• _STATED PROBLEM_
Copy each line below in which the string "with" occurs.

• _SOURCE DATA_
════════════════

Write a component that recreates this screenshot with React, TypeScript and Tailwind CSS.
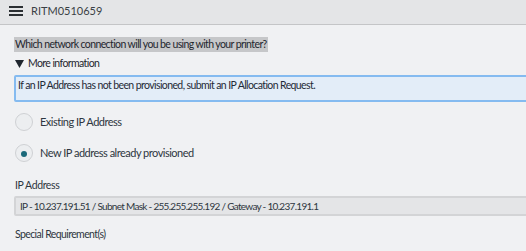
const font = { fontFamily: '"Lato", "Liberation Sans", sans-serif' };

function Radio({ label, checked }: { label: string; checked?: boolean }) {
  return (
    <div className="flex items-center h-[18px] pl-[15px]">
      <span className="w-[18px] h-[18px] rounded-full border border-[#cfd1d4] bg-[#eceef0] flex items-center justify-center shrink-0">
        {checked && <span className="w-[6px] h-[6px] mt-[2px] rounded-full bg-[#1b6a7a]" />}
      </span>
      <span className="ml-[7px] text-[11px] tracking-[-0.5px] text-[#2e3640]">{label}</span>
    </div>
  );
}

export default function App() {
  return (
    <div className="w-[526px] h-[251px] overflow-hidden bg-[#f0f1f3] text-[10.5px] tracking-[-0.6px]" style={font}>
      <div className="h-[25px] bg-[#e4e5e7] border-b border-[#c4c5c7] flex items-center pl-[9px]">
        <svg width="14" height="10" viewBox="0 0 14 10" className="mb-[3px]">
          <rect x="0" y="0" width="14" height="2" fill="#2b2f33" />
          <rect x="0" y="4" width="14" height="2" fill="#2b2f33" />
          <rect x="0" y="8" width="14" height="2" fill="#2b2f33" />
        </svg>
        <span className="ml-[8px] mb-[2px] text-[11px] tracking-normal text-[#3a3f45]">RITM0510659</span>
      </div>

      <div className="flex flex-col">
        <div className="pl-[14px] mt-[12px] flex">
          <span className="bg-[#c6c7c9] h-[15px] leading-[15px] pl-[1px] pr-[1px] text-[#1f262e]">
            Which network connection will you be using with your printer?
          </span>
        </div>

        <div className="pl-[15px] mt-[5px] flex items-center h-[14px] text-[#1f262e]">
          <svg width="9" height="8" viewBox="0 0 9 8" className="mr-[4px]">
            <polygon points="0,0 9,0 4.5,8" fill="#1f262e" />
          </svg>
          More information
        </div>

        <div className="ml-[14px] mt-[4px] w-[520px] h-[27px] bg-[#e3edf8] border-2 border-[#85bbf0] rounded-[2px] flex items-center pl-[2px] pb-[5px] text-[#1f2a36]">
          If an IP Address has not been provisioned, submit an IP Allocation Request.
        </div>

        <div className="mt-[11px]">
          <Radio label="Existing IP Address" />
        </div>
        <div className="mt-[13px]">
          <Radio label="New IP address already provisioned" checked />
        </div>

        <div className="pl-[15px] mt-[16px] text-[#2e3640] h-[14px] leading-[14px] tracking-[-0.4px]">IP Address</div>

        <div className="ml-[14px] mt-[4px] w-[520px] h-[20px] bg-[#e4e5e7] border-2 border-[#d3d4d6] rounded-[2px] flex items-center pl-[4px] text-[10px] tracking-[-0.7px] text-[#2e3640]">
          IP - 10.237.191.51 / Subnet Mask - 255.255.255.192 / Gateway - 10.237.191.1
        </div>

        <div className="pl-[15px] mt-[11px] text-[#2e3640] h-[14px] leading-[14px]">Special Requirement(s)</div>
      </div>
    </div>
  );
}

════════════════

• _EXPECTED ANSWER_
Write a component that recreates this screenshot with React, TypeScript and Tailwind CSS.
            Which network connection will you be using with your printer?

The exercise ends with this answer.